British Columbia

Enhanced training, support rolls out for Indigenous search and rescue

New gear and joint training with Coast Guard are part of the federal government's commitment to support the historic role of coastal Indigenous communities in marine rescue and response, says Ottawa.

Federal government promised to create Indigenous auxiliary to Coast Guard Search and Rescue

Geoff Carrow, a search and rescue program officer for the Canadian Coast Guard, is helping to distribute emergency response supplies to Indigenous communities. (Megan Thomas/CBC)

Indigenous communities on the B.C. coast have been recognized for their role in saving lives in recent marine disasters.

Now, a shipping container at the Canadian Coast Guard base in Victoria, full of search and rescue equipment and supplies, will help them to do that job.

The gear includes enough vests, searchlights, defibrillators, handheld marine radios and advanced first aid kits for about 10 communities.

It is all part of a commitment by the Government of Canada to train, equip and support search and rescue by Indigenous community members . 

That commitment followed the Ahousaht First Nation's rescue of survivors and recovery of victims in the Leviathan II whale-watching boat disaster two years ago.

Nine years earlier in 2006, residents of the Gitga'at community of Hartley Bay saved 99 survivors of the Queen of the North ferry sinking.

Gitga'at Emergency Response Team members Isiah Dundas and Johnston Reece participate in survival training during an exercise with the Coast Guard. (Pieter Romer/First Story Media)

​"Over the last hundreds of years, the First Nations communities have been doing lots of search and rescue," Tyler Brand, the deputy superintendent of the Oceans Protection Plan Search and Rescue, told the CBC's Megan Thomas on All Points West

"They were doing it long before us, and, even through modern history, the Coast Guard relied on First Nations communities."

Roger Sterritt, the manager of the Gitga'at Emergency Response team, said the community has seen a significant increase in support and lifesaving capacity.

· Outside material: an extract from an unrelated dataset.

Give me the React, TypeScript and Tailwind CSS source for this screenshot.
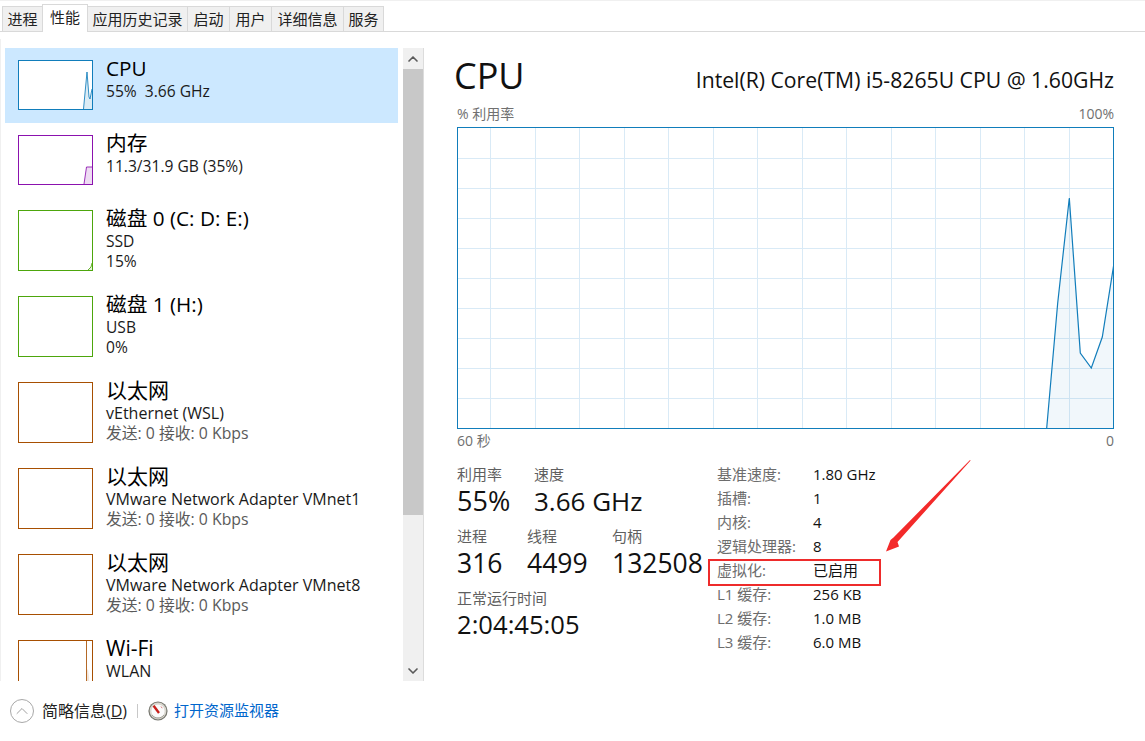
import React from "react";
import { ChevronUp, ChevronDown } from "lucide-react";

const font = { fontFamily: '"Open Sans","Noto Sans CJK SC",sans-serif' };

const tabs = [
  { t: "进程", w: "w-[41px]" },
  { t: "性能", w: "w-[46px]", active: true },
  { t: "应用历史记录", w: "w-[101px]" },
  { t: "启动", w: "w-[43px]" },
  { t: "用户", w: "w-[43px]" },
  { t: "详细信息", w: "w-[73px]" },
  { t: "服务", w: "w-[41px]" },
];

type Item = {
  title: string;
  lines: string[];
  color: string;
  fill: string;
  path?: string;
  area?: string;
  selected?: boolean;
  tall?: boolean;
};

const eth = "border-[#a74f01]";
const items: Item[] = [
  { title: "CPU", lines: ["55%  3.66 GHz"], color: "border-[#117dbb]", fill: "#117dbb", selected: true, path: "M64.5 48 L68 11 L70 36 L71 38 L73 28", area: "M64.5 48 L68 11 L70 36 L71 38 L73 28 L73 48Z" },
  { title: "内存", lines: ["11.3/31.9 GB (35%)"], color: "border-[#8b12ae]", fill: "#8b12ae", path: "M65 48 L67.5 31 L73 31", area: "M65 48 L67.5 31 L73 31 L73 48Z" },
  { title: "磁盘 0 (C: D: E:)", lines: ["SSD", "15%"], color: "border-[#4da60c]", fill: "#4da60c", tall: true, path: "M69 59 L72 56 L73 52", area: "M69 59 L72 56 L73 52 L73 59Z" },
  { title: "磁盘 1 (H:)", lines: ["USB", "0%"], color: "border-[#4da60c]", fill: "#4da60c", tall: true },
  { title: "以太网", lines: ["vEthernet (WSL)", "发送: 0 接收: 0 Kbps"], color: eth, fill: "#a74f01", tall: true },
  { title: "以太网", lines: ["VMware Network Adapter VMnet1", "发送: 0 接收: 0 Kbps"], color: eth, fill: "#a74f01", tall: true },
  { title: "以太网", lines: ["VMware Network Adapter VMnet8", "发送: 0 接收: 0 Kbps"], color: eth, fill: "#a74f01", tall: true },
  { title: "Wi-Fi", lines: ["WLAN", "\u00a0"], color: eth, fill: "#a74f01", tall: true, path: "M67.5 0 L67.5 59", area: "M67.5 30 L69 28 L70 36 L71 59 L67.5 59Z" },
];

function Row({ it }: { it: Item }) {
  const eTh = it.fill === "#a74f01";
  return (
    <div className={`flex shrink-0 items-center pl-[13px] ${it.tall ? "h-[86px]" : "h-[75px]"} ${it.selected ? "bg-[#cce8ff]" : ""}`}>
      <div className={`relative shrink-0 w-[75px] border bg-white mb-px ${it.tall ? "h-[61px]" : "h-[50px]"} ${it.color}`}>
        {it.path && (
          <svg className="absolute inset-0" width="73" height={it.tall ? 59 : 48} viewBox={`0 0 73 ${it.tall ? 59 : 48}`} fill="none">
            {it.area && <path d={it.area} fill={it.fill} fillOpacity="0.15" />}
            <path d={it.path} stroke={it.fill} strokeWidth="1" strokeOpacity="0.85" />
          </svg>
        )}
      </div>
      <div className={`ml-[13px] min-w-0 text-black ${it.tall ? "mb-[6px]" : "mb-[15px]"}`}>
        <div className={`${eTh ? "text-[21px]" : "text-[20.7px]"} leading-[26px] whitespace-nowrap`}>{it.title}</div>
        {it.lines.map((l, i) => (
          <div
            key={i}
            className={`leading-[20px] whitespace-pre ${
              l.startsWith("发送") ? "text-[15.8px] text-[#5a5a5a]" : eTh ? "text-[16px] text-[#1a1a1a]" : "text-[15.6px] text-[#1a1a1a]"
            }`}
          >
            {l}
          </div>
        ))}
      </div>
    </div>
  );
}

function Chart() {
  const vs = [33, 78, 122, 167, 211, 256, 300, 345, 389, 434, 478, 523, 567, 612];
  const hs = [31, 61, 91, 121, 151, 181, 211, 241, 271];
  const pts = "589.7,301 600.7,176 612.3,71 623.3,226 634.3,241 645.3,210 656.7,138";
  return (
    <svg width="657" height="302" viewBox="0 0 657 302" className="block" fill="none">
      {vs.map((x) => <line key={x} x1={x + 0.5} x2={x + 0.5} y1="0" y2="302" stroke="#d9eaf6" />)}
      {hs.map((y) => <line key={y} x1="0" x2="657" y1={y + 0.5} y2={y + 0.5} stroke="#d9eaf6" />)}
      <polygon points={`${pts} 656.7,301`} fill="#117dbb" fillOpacity="0.06" />
      <polyline points={pts} stroke="#117dbb" strokeWidth="1.2" />
      <rect x="0.5" y="0.5" width="656" height="301" stroke="#117dbb" />
    </svg>
  );
}

function Stat({ label, value, w, size }: { label: string; value: string; w: string; size: string }) {
  return (
    <div className={w}>
      <div className="text-[15px] leading-[20px] text-[#5f5f5f] whitespace-nowrap">{label}</div>
      <div className={`${size} mt-px leading-[32px] text-[#111] whitespace-nowrap`}>{value}</div>
    </div>
  );
}

const details = [
  ["基准速度:", "1.80 GHz"],
  ["插槽:", "1"],
  ["内核:", "4"],
  ["逻辑处理器:", "8"],
  ["虚拟化:", "已启用"],
  ["L1 缓存:", "256 KB"],
  ["L2 缓存:", "1.0 MB"],
  ["L3 缓存:", "6.0 MB"],
];

function Gauge() {
  return (
    <svg width="20" height="20" viewBox="0 0 20 20" className="shrink-0">
      <circle cx="10" cy="10" r="9.6" fill="#77776f" />
      <circle cx="10" cy="10" r="8.4" fill="#d9d7cf" />
      <circle cx="10" cy="10" r="6.6" fill="#fbfbfb" />
      <path d="M5.6 4.8 L11 12" stroke="#c8201a" strokeWidth="2.4" />
      <path d="M13 5.5 L14.2 7.2" stroke="#d77" strokeWidth="1" />
      <path d="M4 14 A7.5 7.5 0 0 0 16 14" stroke="#a3a198" strokeWidth="1" fill="none" />
    </svg>
  );
}

export default function App() {
  return (
    <div style={font} className="relative w-[1145px] h-[741px] overflow-hidden bg-white flex flex-col">
      {/* tabs */}
      <div className="h-[32px] shrink-0 border-t border-t-[#f0f0f0] border-b border-b-[#d9d9d9] flex items-end pl-[2px]">
        {tabs.map((t) => (
          <div
            key={t.t}
            className={`${t.w} flex items-center justify-center text-[15px] text-[#222] border-r border-l border-[#d9d9d9] -mr-px shrink-0 ${
              t.active
                ? "relative h-[28px] -mb-px bg-white border-t pb-[3px]"
                : "h-[25px] bg-[#f0f0f0] border-t"
            }`}
          >
            {t.t}
          </div>
        ))}
      </div>

      <div className="flex h-[649px] shrink-0">
        {/* left */}
        <div className="w-[424px] shrink-0 mt-[7px] pt-[9px] border-l border-l-[#f0f0f0] pl-[4px] flex">
          <div className="w-[393px] h-[633px] overflow-hidden flex flex-col shrink-0">
            {items.map((it, i) => <Row key={i} it={it} />)}
          </div>
          <div className="ml-[5px] w-[21px] h-[633px] bg-[#f0f0f0] border-r border-[#dcdcdc] flex flex-col shrink-0">
            <div className="h-[21px] flex items-center justify-center"><ChevronUp size={16} strokeWidth={2.5} className="text-[#5a5a5a]" /></div>
            <div className="h-[446px] bg-[#c8c8c8]" />
            <div className="flex-1" />
            <div className="h-[21px] flex items-center justify-center"><ChevronDown size={16} strokeWidth={2.5} className="text-[#5a5a5a]" /></div>
          </div>
        </div>

        {/* right */}
        <div className="flex-1 min-w-0 pl-[33px] pr-[31px] pt-[16px]">
          <div className="flex items-baseline justify-between h-[56px]">
            <div className="text-[36px] leading-[56px] text-[#111] -ml-[3px]">CPU</div>
            <div className="text-[21.2px] text-[#111] -translate-y-px whitespace-nowrap">Intel(R) Core(TM) i5-8265U CPU @ 1.60GHz</div>
          </div>
          <div className="flex justify-between text-[14px] leading-[20px] text-[#707070] h-[23px]">
            <span>% 利用率</span>
            <span>100%</span>
          </div>
          <Chart />
          <div className="flex justify-between text-[14px] leading-[24px] text-[#707070] h-[24px]">
            <span>60 秒</span>
            <span>0</span>
          </div>
          <div className="flex mt-[11px]">
            <div className="w-[259px] shrink-0">
              <div className="flex">
                <Stat label="利用率" value="55%" w="w-[77px]" size="text-[27px]" />
                <Stat label="速度" value="3.66 GHz" w="w-[150px]" size="text-[26px]" />
              </div>
              <div className="flex mt-[9px]">
                <Stat label="进程" value="316" w="w-[70px]" size="text-[26.5px]" />
                <Stat label="线程" value="4499" w="w-[85px]" size="text-[26.5px]" />
                <Stat label="句柄" value="132508" w="w-[90px]" size="text-[26.5px]" />
              </div>
              <div className="mt-[9px]">
                <Stat label="正常运行时间" value="2:04:45:05" w="w-[200px]" size="text-[25.6px]" />
              </div>
            </div>
            <div className="text-[15px] -mt-[2px]">
              {details.map(([a, b]) => (
                <div key={a} className="flex h-[24px] items-center">
                  <div className="ml-px w-[96px] text-[#6d6d6d] whitespace-nowrap">{a}</div>
                  <div className="text-[#111] whitespace-nowrap">{b}</div>
                </div>
              ))}
            </div>
          </div>
        </div>
      </div>

      {/* footer */}
      <div className="flex-1 flex items-center pl-[10px] pb-[1px] text-[16px]">
        <div className="w-[24px] h-[24px] rounded-full border border-[#a8a8a8] flex items-center justify-center">
          <ChevronUp size={20} strokeWidth={1.2} className="text-[#a0a0a0]" />
        </div>
        <span className="ml-[8px] w-[87px] text-[#222] whitespace-nowrap">简略信息(<span className="underline">D</span>)</span>
        <div className="ml-[8px] w-px h-[14px] bg-[#c8c8c8]" />
        <div className="ml-[10px]"><Gauge /></div>
        <span className="ml-[6px] text-[15px] text-[#0066cc]">打开资源监视器</span>
      </div>

      {/* annotation */}
      <div className="absolute left-[708px] top-[559px] w-[173px] h-[27px] border-2 border-[#ee2b2b]" />
      <svg className="absolute left-[880px] top-[455px]" width="96" height="102" viewBox="0 0 96 102" fill="none">
        <path d="M6 96.5 L10.5 85 L13.5 82.5 L90 5 L90.6 5.6 L17.5 87 L19 91.5Z" fill="#f32a2a" />
      </svg>
    </div>
  );
}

"We've actually been working with the Coast Guard over the last couple of years on some training initiatives, search and rescue training exercise, live training out on the water," Sterritt said.

Gitga'at ERT member Stanley Robinson participates in a joint rescue exercise with the Canadian Coast Guard which simulated a fishing boat accident with three people overboard. (Pieter Romer/First Story Media)

"They also helped us acquire some advanced first aid training."

Hartley Bay was one of four locations identified for new Coast Guard life stations earlier this year. Sterritt said talks about establishing the life station are still in their infancy.

A new video produced for the Gitga'at ERT documents a challenging training exercise involving a co-ordinated rescue by local and Coast Guard personnel of three people from the water in an isolated location. 

Back at the Victoria Coast Guard base, search and rescue program officer Geoff Carrow said the first container-load of emergency supplies is just a start to fulfilling the commitment for Indigenous communities. 

Gitga'at ERT and Coast Guard participants debrief after a training exercise earlier this year. (Pieter Romer/First Story Media)

"As soon as this stuff goes out, the idea is that we restock it, and it's full again and, you know, every fiscal year we'll just keep hammering this stuff out into the communities," he said.

Under the Oceans Protection Plan, those communities will also receive supplies and training on responding to environmental accidents and spills, in addition to marine rescue resources.

Brand said response containers will be set up on community docks, with contents divided between environmental response equipment for spills and search-and-rescue gear.